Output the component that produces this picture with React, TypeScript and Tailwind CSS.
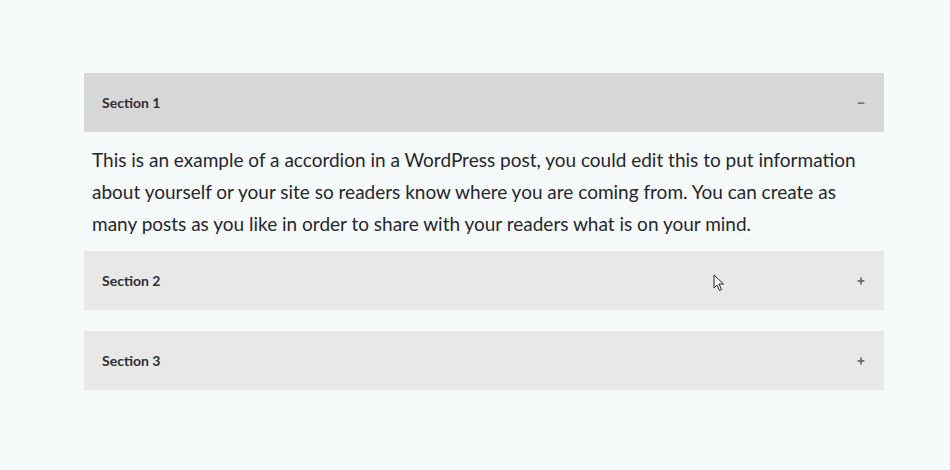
import { Minus, Plus } from "lucide-react";

const sections = [
  {
    title: "Section 1",
    open: true,
    body: "This is an example of a accordion in a WordPress post, you could edit this to put information about yourself or your site so readers know where you are coming from. You can create as many posts as you like in order to share with your readers what is on your mind.",
  },
  { title: "Section 2", open: false, body: "" },
  { title: "Section 3", open: false, body: "" },
];

export default function App() {
  return (
    <div
      className="min-h-screen w-full bg-[#f6fafb] pt-[73px] relative"
      style={{ fontFamily: "Lato, 'Open Sans', sans-serif" }}
    >
      <div className="mx-[84px] w-[800px] flex flex-col">
        {sections.map((s, i) => (
          <div key={s.title} className={i === 2 ? "mt-[21px]" : ""}>
            <div
              className={`h-[59px] flex items-center justify-between pl-[18px] pr-[18px] ${
                s.open ? "bg-[#d7d7d7]" : "bg-[#e8e8e8]"
              }`}
            >
              <span className="text-[14px] font-bold text-[#2f2f35]">{s.title}</span>
              {s.open ? (
                <Minus className="w-[10px] h-[10px] text-[#555]" strokeWidth={3} />
              ) : (
                <Plus className="w-[10px] h-[10px] text-[#555]" strokeWidth={3.5} />
              )}
            </div>
            {s.open && (
              <p className="px-[8px] pt-[12px] pb-[11px] text-[19px] leading-[32px] text-[#26262e]">
                {s.body}
              </p>
            )}
          </div>
        ))}
      </div>
      {/* mouse cursor */}
      <svg className="absolute left-[713px] top-[274px]" width="12" height="18" viewBox="0 0 12 18">
        <path d="M1 1 L1 14 L4 11 L6.5 16.5 L8.5 15.5 L6 10 L10.5 10 Z" fill="#fff" stroke="#222" strokeWidth="1" />
      </svg>
    </div>
  );
}
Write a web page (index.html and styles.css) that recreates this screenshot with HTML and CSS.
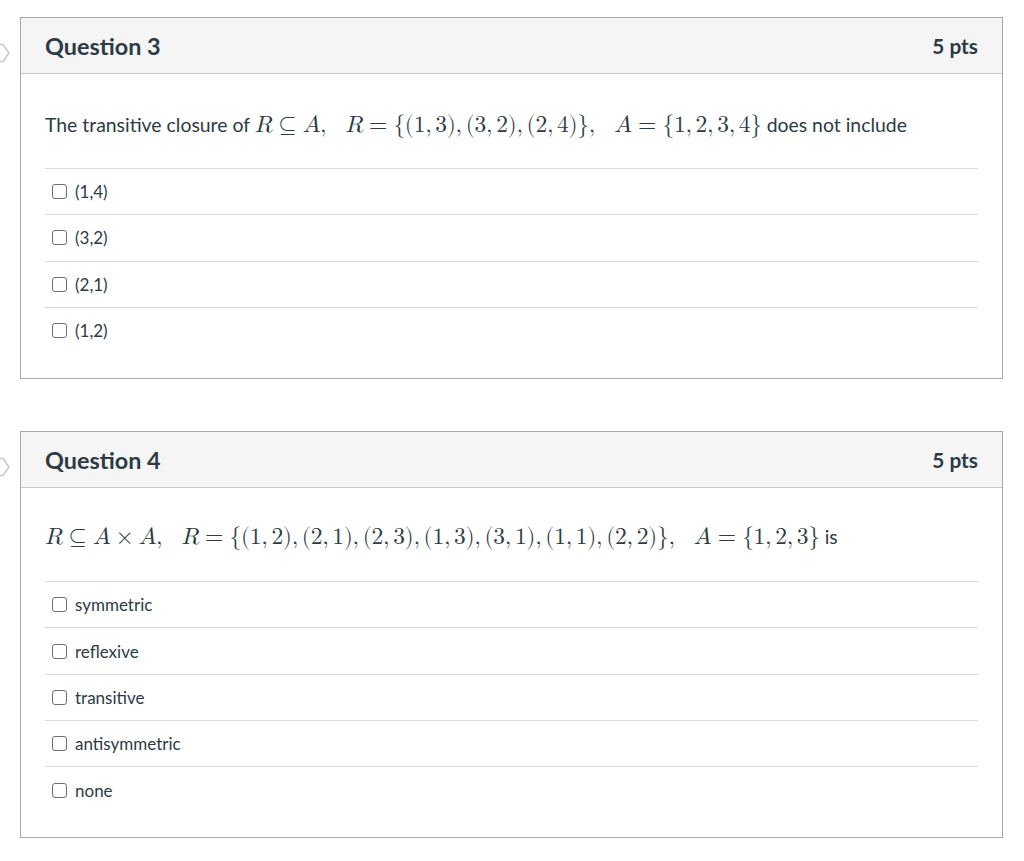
FILE: index.html
```html
<!DOCTYPE html>
<html>
<head>
<meta charset="utf-8">
<link rel="stylesheet" href="styles.css">
</head>
<body>
<div class="page">
  <div class="qrow">
    <div class="flag"><svg width="12" height="20" viewBox="0 0 12 20"><polyline points="-2,1.5 3,1.5 9,10 3,18.5 -2,18.5" fill="none" stroke="#c8c8c8" stroke-width="1.5"/></svg></div>
    <div class="card">
      <div class="card-head">
        <h2 class="q-title">Question 3</h2>
        <span class="pts">5 pts</span>
      </div>
      <div class="card-body">
        <div class="q-text">The transitive closure of <span class="math"><i>R</i><span class="rel">⊆</span><i>A</i><span class="punct">,</span><span class="quad"></span><i>R</i><span class="rel">=</span>{(1<span class="punct">,</span>3)<span class="punct">,</span>(3<span class="punct">,</span>2)<span class="punct">,</span>(2<span class="punct">,</span>4)}<span class="punct">,</span><span class="quad"></span><i>A</i><span class="rel">=</span>{1<span class="punct">,</span>2<span class="punct">,</span>3<span class="punct">,</span>4}</span> does not include</div>
        <div class="answers">
          <label class="answer"><span class="box"></span><span class="lbl">(1,4)</span></label>
          <label class="answer"><span class="box"></span><span class="lbl">(3,2)</span></label>
          <label class="answer"><span class="box"></span><span class="lbl">(2,1)</span></label>
          <label class="answer"><span class="box"></span><span class="lbl">(1,2)</span></label>
        </div>
      </div>
    </div>
  </div>

  <div class="qrow">
    <div class="flag"><svg width="12" height="20" viewBox="0 0 12 20"><polyline points="-2,1.5 3,1.5 9,10 3,18.5 -2,18.5" fill="none" stroke="#c8c8c8" stroke-width="1.5"/></svg></div>
    <div class="card">
      <div class="card-head">
        <h2 class="q-title">Question 4</h2>
        <span class="pts">5 pts</span>
      </div>
      <div class="card-body body-q4">
        <div class="q-text q4"><span class="math"><i>R</i><span class="rel">⊆</span><i>A</i><span class="bin">×</span><i>A</i><span class="punct">,</span><span class="quad"></span><i>R</i><span class="rel">=</span>{(1<span class="punct">,</span>2)<span class="punct">,</span>(2<span class="punct">,</span>1)<span class="punct">,</span>(2<span class="punct">,</span>3)<span class="punct">,</span>(1<span class="punct">,</span>3)<span class="punct">,</span>(3<span class="punct">,</span>1)<span class="punct">,</span>(1<span class="punct">,</span>1)<span class="punct">,</span>(2<span class="punct">,</span>2)}<span class="punct">,</span><span class="quad"></span><i>A</i><span class="rel">=</span>{1<span class="punct">,</span>2<span class="punct">,</span>3}</span> is</div>
        <div class="answers">
          <label class="answer"><span class="box"></span><span class="lbl">symmetric</span></label>
          <label class="answer"><span class="box"></span><span class="lbl">reflexive</span></label>
          <label class="answer"><span class="box"></span><span class="lbl">transitive</span></label>
          <label class="answer"><span class="box"></span><span class="lbl">antisymmetric</span></label>
          <label class="answer"><span class="box"></span><span class="lbl">none</span></label>
        </div>
      </div>
    </div>
  </div>
</div>
</body>
</html>
```

FILE: styles.css
```css
* { box-sizing: border-box; }
html, body { margin: 0; padding: 0; background: #fff; }
body {
  font-family: Lato, "Liberation Sans", sans-serif;
  color: #2d3b45;
  font-size: 16px;
}
.page {
  padding: 17px 21px 0 0;
  display: flex;
  flex-direction: column;
  gap: 52px;
}
.qrow {
  display: flex;
  align-items: flex-start;
}
.flag {
  width: 20px;
  flex: none;
  padding-top: 26px;
  display: flex;
}
.card {
  flex: 1;
  border: 1px solid #a8a8a8;
}
.card-head {
  height: 56px;
  background: #f5f5f5;
  border-bottom: 1px solid #c7c7c7;
  display: flex;
  align-items: center;
  justify-content: space-between;
  padding: 0 24px;
}
.q-title {
  margin: 0;
  font-size: 23.4px;
  font-weight: 700;
  color: #2d3b45;
}
.pts {
  font-size: 20.8px;
  font-weight: 700;
  color: #2d3b45;
}
.card-body {
  padding: 0 24px 25px 24px;
}
.body-q4 { padding-bottom: 24px; }
.q-text {
  font-size: 19.4px;
  line-height: 32px;
  padding: 35px 0 27px 0;
  white-space: nowrap;
}
.q4 { padding: 33px 0 28px 0; }
.math {
  font-family: "Latin Modern Math", "DejaVu Serif", "Liberation Serif", serif;
  font-size: 23.5px;
  letter-spacing: -0.3px;
}
.math i { font-style: italic; }
.rel { margin: 0 0.2778em; }
.bin { margin: 0 0.2222em; }
.punct { margin-right: 0.1667em; }
.quad { display: inline-block; width: 0.65em; }
.answers { display: flex; flex-direction: column; }
.answer {
  height: 46.3px;
  border-top: 1px solid #d9d9d9;
  display: flex;
  align-items: center;
  padding-left: 7px;
  font-size: 17px;
}
.box {
  width: 15px;
  height: 15px;
  border: 1.5px solid #6f6f6f;
  border-radius: 3px;
  margin-right: 8px;
  flex: none;
}
.lbl { color: #2d3b45; }
```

- Task requirements
Leave out all images, then reproduce the entries above exactly.

- Result of this task
Output the component that produces this picture with React, TypeScript and Tailwind CSS.
import { Minus, Plus } from "lucide-react";

const sections = [
  {
    title: "Section 1",
    open: true,
    body: "This is an example of a accordion in a WordPress post, you could edit this to put information about yourself or your site so readers know where you are coming from. You can create as many posts as you like in order to share with your readers what is on your mind.",
  },
  { title: "Section 2", open: false, body: "" },
  { title: "Section 3", open: false, body: "" },
];

export default function App() {
  return (
    <div
      className="min-h-screen w-full bg-[#f6fafb] pt-[73px] relative"
      style={{ fontFamily: "Lato, 'Open Sans', sans-serif" }}
    >
      <div className="mx-[84px] w-[800px] flex flex-col">
        {sections.map((s, i) => (
          <div key={s.title} className={i === 2 ? "mt-[21px]" : ""}>
            <div
              className={`h-[59px] flex items-center justify-between pl-[18px] pr-[18px] ${
                s.open ? "bg-[#d7d7d7]" : "bg-[#e8e8e8]"
              }`}
            >
              <span className="text-[14px] font-bold text-[#2f2f35]">{s.title}</span>
              {s.open ? (
                <Minus className="w-[10px] h-[10px] text-[#555]" strokeWidth={3} />
              ) : (
                <Plus className="w-[10px] h-[10px] text-[#555]" strokeWidth={3.5} />
              )}
            </div>
            {s.open && (
              <p className="px-[8px] pt-[12px] pb-[11px] text-[19px] leading-[32px] text-[#26262e]">
                {s.body}
              </p>
            )}
          </div>
        ))}
      </div>
      {/* mouse cursor */}
      <svg className="absolute left-[713px] top-[274px]" width="12" height="18" viewBox="0 0 12 18">
        <path d="M1 1 L1 14 L4 11 L6.5 16.5 L8.5 15.5 L6 10 L10.5 10 Z" fill="#fff" stroke="#222" strokeWidth="1" />
      </svg>
    </div>
  );
}
Write a web page (index.html and styles.css) that recreates this screenshot with HTML and CSS.
FILE: index.html
```html
<!DOCTYPE html>
<html>
<head>
<meta charset="utf-8">
<link rel="stylesheet" href="styles.css">
</head>
<body>
<div class="page">
  <div class="qrow">
    <div class="flag"><svg width="12" height="20" viewBox="0 0 12 20"><polyline points="-2,1.5 3,1.5 9,10 3,18.5 -2,18.5" fill="none" stroke="#c8c8c8" stroke-width="1.5"/></svg></div>
    <div class="card">
      <div class="card-head">
        <h2 class="q-title">Question 3</h2>
        <span class="pts">5 pts</span>
      </div>
      <div class="card-body">
        <div class="q-text">The transitive closure of <span class="math"><i>R</i><span class="rel">⊆</span><i>A</i><span class="punct">,</span><span class="quad"></span><i>R</i><span class="rel">=</span>{(1<span class="punct">,</span>3)<span class="punct">,</span>(3<span class="punct">,</span>2)<span class="punct">,</span>(2<span class="punct">,</span>4)}<span class="punct">,</span><span class="quad"></span><i>A</i><span class="rel">=</span>{1<span class="punct">,</span>2<span class="punct">,</span>3<span class="punct">,</span>4}</span> does not include</div>
        <div class="answers">
          <label class="answer"><span class="box"></span><span class="lbl">(1,4)</span></label>
          <label class="answer"><span class="box"></span><span class="lbl">(3,2)</span></label>
          <label class="answer"><span class="box"></span><span class="lbl">(2,1)</span></label>
          <label class="answer"><span class="box"></span><span class="lbl">(1,2)</span></label>
        </div>
      </div>
    </div>
  </div>

  <div class="qrow">
    <div class="flag"><svg width="12" height="20" viewBox="0 0 12 20"><polyline points="-2,1.5 3,1.5 9,10 3,18.5 -2,18.5" fill="none" stroke="#c8c8c8" stroke-width="1.5"/></svg></div>
    <div class="card">
      <div class="card-head">
        <h2 class="q-title">Question 4</h2>
        <span class="pts">5 pts</span>
      </div>
      <div class="card-body body-q4">
        <div class="q-text q4"><span class="math"><i>R</i><span class="rel">⊆</span><i>A</i><span class="bin">×</span><i>A</i><span class="punct">,</span><span class="quad"></span><i>R</i><span class="rel">=</span>{(1<span class="punct">,</span>2)<span class="punct">,</span>(2<span class="punct">,</span>1)<span class="punct">,</span>(2<span class="punct">,</span>3)<span class="punct">,</span>(1<span class="punct">,</span>3)<span class="punct">,</span>(3<span class="punct">,</span>1)<span class="punct">,</span>(1<span class="punct">,</span>1)<span class="punct">,</span>(2<span class="punct">,</span>2)}<span class="punct">,</span><span class="quad"></span><i>A</i><span class="rel">=</span>{1<span class="punct">,</span>2<span class="punct">,</span>3}</span> is</div>
        <div class="answers">
          <label class="answer"><span class="box"></span><span class="lbl">symmetric</span></label>
          <label class="answer"><span class="box"></span><span class="lbl">reflexive</span></label>
          <label class="answer"><span class="box"></span><span class="lbl">transitive</span></label>
          <label class="answer"><span class="box"></span><span class="lbl">antisymmetric</span></label>
          <label class="answer"><span class="box"></span><span class="lbl">none</span></label>
        </div>
      </div>
    </div>
  </div>
</div>
</body>
</html>
```

FILE: styles.css
```css
* { box-sizing: border-box; }
html, body { margin: 0; padding: 0; background: #fff; }
body {
  font-family: Lato, "Liberation Sans", sans-serif;
  color: #2d3b45;
  font-size: 16px;
}
.page {
  padding: 17px 21px 0 0;
  display: flex;
  flex-direction: column;
  gap: 52px;
}
.qrow {
  display: flex;
  align-items: flex-start;
}
.flag {
  width: 20px;
  flex: none;
  padding-top: 26px;
  display: flex;
}
.card {
  flex: 1;
  border: 1px solid #a8a8a8;
}
.card-head {
  height: 56px;
  background: #f5f5f5;
  border-bottom: 1px solid #c7c7c7;
  display: flex;
  align-items: center;
  justify-content: space-between;
  padding: 0 24px;
}
.q-title {
  margin: 0;
  font-size: 23.4px;
  font-weight: 700;
  color: #2d3b45;
}
.pts {
  font-size: 20.8px;
  font-weight: 700;
  color: #2d3b45;
}
.card-body {
  padding: 0 24px 25px 24px;
}
.body-q4 { padding-bottom: 24px; }
.q-text {
  font-size: 19.4px;
  line-height: 32px;
  padding: 35px 0 27px 0;
  white-space: nowrap;
}
.q4 { padding: 33px 0 28px 0; }
.math {
  font-family: "Latin Modern Math", "DejaVu Serif", "Liberation Serif", serif;
  font-size: 23.5px;
  letter-spacing: -0.3px;
}
.math i { font-style: italic; }
.rel { margin: 0 0.2778em; }
.bin { margin: 0 0.2222em; }
.punct { margin-right: 0.1667em; }
.quad { display: inline-block; width: 0.65em; }
.answers { display: flex; flex-direction: column; }
.answer {
  height: 46.3px;
  border-top: 1px solid #d9d9d9;
  display: flex;
  align-items: center;
  padding-left: 7px;
  font-size: 17px;
}
.box {
  width: 15px;
  height: 15px;
  border: 1.5px solid #6f6f6f;
  border-radius: 3px;
  margin-right: 8px;
  flex: none;
}
.lbl { color: #2d3b45; }
```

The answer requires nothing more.